_EXERCISE TASK_: Copy every line from the material below that holds "this".

_DATA ROWS_:
>> start
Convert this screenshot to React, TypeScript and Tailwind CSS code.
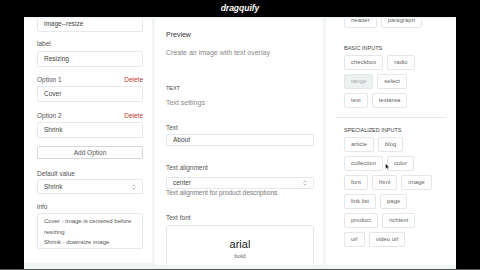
>> end
>> start
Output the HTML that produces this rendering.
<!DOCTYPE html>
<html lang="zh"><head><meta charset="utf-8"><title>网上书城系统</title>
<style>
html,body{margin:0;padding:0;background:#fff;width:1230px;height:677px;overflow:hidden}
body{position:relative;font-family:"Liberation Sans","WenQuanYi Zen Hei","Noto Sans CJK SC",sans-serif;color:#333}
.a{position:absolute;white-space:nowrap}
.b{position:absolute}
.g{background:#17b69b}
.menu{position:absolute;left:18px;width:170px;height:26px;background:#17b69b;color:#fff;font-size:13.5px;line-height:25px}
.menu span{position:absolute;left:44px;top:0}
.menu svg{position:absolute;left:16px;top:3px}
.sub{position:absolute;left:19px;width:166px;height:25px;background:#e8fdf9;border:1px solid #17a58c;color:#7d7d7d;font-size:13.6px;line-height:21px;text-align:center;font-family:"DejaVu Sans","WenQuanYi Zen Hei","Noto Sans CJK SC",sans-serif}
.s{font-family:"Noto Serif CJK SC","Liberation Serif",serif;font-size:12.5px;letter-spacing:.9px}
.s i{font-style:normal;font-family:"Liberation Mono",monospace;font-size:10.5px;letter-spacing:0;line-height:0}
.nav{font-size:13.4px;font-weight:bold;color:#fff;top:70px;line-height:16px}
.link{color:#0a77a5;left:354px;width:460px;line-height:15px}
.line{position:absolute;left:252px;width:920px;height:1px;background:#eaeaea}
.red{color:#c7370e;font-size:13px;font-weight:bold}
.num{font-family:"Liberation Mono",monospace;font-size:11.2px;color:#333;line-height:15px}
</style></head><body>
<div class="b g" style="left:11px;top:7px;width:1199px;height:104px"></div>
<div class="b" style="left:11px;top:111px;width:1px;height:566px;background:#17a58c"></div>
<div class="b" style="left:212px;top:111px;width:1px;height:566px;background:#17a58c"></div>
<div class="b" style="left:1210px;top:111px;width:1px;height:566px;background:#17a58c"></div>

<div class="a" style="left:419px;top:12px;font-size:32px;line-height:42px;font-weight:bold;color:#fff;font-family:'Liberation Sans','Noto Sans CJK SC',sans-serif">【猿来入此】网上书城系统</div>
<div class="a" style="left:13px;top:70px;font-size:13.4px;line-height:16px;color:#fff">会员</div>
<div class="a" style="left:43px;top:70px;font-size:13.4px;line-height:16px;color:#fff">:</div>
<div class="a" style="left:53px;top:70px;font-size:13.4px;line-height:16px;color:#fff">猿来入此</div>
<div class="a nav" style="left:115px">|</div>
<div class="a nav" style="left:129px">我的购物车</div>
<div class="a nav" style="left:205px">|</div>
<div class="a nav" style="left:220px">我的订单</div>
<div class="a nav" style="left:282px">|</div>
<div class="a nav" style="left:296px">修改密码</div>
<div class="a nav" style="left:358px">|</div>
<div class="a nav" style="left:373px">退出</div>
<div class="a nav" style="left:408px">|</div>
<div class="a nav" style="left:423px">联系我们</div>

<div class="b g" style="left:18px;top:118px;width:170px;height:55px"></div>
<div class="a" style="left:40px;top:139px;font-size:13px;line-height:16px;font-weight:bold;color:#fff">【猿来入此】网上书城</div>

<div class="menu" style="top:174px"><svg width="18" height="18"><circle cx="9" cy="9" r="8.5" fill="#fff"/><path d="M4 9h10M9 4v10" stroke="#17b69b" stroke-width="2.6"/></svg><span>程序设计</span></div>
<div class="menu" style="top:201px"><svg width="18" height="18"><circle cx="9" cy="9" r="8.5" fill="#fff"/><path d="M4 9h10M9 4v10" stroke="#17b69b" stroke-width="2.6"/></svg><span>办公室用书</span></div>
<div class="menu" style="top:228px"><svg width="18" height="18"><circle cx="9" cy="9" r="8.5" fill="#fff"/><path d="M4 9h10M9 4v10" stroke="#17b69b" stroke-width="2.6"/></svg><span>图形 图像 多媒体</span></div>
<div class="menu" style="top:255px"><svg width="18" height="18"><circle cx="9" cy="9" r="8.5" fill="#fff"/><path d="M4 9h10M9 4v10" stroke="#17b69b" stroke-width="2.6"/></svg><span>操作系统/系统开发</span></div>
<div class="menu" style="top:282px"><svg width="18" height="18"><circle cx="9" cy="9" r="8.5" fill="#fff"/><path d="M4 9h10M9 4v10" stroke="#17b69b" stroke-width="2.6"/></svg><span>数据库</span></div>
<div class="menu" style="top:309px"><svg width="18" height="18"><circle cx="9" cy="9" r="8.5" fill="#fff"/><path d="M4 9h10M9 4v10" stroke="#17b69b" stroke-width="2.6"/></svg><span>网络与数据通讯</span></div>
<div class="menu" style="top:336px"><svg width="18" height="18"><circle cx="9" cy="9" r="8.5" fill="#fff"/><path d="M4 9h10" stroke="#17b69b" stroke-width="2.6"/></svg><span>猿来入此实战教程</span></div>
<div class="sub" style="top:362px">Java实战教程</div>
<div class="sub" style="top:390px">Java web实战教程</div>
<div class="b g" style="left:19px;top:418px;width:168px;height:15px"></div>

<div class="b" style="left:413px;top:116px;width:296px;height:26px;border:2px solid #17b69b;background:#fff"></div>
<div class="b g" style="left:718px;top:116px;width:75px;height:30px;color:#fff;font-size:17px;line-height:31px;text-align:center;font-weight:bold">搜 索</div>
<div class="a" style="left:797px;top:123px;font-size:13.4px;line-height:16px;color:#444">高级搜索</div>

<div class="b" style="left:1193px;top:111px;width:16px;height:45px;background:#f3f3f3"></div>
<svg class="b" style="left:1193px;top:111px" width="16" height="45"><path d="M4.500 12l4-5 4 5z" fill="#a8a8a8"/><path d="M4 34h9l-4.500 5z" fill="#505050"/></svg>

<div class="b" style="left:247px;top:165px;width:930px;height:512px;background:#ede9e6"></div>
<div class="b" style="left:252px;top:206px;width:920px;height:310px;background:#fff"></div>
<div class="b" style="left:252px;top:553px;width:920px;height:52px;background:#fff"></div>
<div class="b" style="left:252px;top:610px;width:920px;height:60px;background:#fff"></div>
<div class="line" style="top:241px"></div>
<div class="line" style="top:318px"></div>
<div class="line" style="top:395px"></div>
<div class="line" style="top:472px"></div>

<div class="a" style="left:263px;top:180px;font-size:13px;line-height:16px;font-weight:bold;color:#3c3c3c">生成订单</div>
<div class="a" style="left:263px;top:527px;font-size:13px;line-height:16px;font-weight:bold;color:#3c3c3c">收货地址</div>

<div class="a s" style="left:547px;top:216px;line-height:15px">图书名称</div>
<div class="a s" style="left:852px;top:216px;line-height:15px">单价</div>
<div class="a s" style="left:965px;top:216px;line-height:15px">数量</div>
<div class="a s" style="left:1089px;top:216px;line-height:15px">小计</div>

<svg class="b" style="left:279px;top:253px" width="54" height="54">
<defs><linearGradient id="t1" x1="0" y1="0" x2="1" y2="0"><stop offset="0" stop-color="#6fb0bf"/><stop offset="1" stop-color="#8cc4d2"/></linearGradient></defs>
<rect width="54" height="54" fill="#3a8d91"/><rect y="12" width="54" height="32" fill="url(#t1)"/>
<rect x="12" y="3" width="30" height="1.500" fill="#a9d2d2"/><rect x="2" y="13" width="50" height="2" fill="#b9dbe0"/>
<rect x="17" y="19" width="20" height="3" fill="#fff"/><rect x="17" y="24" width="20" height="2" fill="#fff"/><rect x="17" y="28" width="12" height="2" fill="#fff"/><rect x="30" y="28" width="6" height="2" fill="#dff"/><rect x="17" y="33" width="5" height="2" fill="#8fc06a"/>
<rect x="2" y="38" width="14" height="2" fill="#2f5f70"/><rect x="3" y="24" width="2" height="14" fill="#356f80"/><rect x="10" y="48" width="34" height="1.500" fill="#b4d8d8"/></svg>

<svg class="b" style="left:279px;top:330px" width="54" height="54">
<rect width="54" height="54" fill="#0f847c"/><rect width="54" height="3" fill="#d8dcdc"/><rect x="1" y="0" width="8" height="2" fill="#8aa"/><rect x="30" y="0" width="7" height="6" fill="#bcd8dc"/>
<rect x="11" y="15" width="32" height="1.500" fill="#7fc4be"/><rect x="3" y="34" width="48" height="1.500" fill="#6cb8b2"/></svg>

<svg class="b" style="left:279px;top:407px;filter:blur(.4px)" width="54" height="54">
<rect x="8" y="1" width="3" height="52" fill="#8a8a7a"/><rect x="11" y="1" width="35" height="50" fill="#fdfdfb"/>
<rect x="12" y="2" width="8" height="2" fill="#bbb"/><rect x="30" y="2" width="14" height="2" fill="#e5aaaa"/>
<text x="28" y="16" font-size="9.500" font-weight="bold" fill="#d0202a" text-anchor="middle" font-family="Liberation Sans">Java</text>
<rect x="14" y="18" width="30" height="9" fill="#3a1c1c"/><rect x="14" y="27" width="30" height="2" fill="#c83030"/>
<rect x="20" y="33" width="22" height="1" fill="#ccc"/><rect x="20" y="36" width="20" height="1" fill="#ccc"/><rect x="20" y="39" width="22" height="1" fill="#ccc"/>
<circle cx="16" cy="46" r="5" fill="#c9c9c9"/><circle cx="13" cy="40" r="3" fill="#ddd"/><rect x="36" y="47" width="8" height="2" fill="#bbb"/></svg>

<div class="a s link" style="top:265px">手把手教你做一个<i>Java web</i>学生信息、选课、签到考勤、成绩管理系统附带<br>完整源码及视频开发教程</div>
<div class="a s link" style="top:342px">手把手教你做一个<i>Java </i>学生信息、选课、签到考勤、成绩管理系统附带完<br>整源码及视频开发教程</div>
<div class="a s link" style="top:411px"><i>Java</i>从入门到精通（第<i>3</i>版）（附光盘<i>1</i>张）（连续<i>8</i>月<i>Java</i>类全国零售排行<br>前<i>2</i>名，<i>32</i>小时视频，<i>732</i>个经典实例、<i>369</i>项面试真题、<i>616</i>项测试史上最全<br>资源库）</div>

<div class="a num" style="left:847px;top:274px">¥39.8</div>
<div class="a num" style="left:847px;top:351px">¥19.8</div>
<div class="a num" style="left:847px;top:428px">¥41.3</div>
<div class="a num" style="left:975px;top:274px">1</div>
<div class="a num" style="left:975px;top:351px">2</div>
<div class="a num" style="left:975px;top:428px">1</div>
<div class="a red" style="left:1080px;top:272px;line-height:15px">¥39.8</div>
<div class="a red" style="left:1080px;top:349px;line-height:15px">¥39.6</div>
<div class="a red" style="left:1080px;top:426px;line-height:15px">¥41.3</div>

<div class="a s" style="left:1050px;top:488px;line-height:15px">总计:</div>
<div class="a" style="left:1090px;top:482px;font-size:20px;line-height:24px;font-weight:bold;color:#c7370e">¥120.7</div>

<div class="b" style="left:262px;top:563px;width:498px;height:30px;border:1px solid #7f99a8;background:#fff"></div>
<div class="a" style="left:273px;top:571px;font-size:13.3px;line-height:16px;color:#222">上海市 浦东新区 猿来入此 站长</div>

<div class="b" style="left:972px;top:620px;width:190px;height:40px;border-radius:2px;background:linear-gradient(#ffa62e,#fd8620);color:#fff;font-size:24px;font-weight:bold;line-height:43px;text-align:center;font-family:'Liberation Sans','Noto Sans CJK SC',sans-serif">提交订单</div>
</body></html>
>> end
_CORRECT ANSWER_:
Convert this screenshot to React, TypeScript and Tailwind CSS code.
Output the HTML that produces this rendering.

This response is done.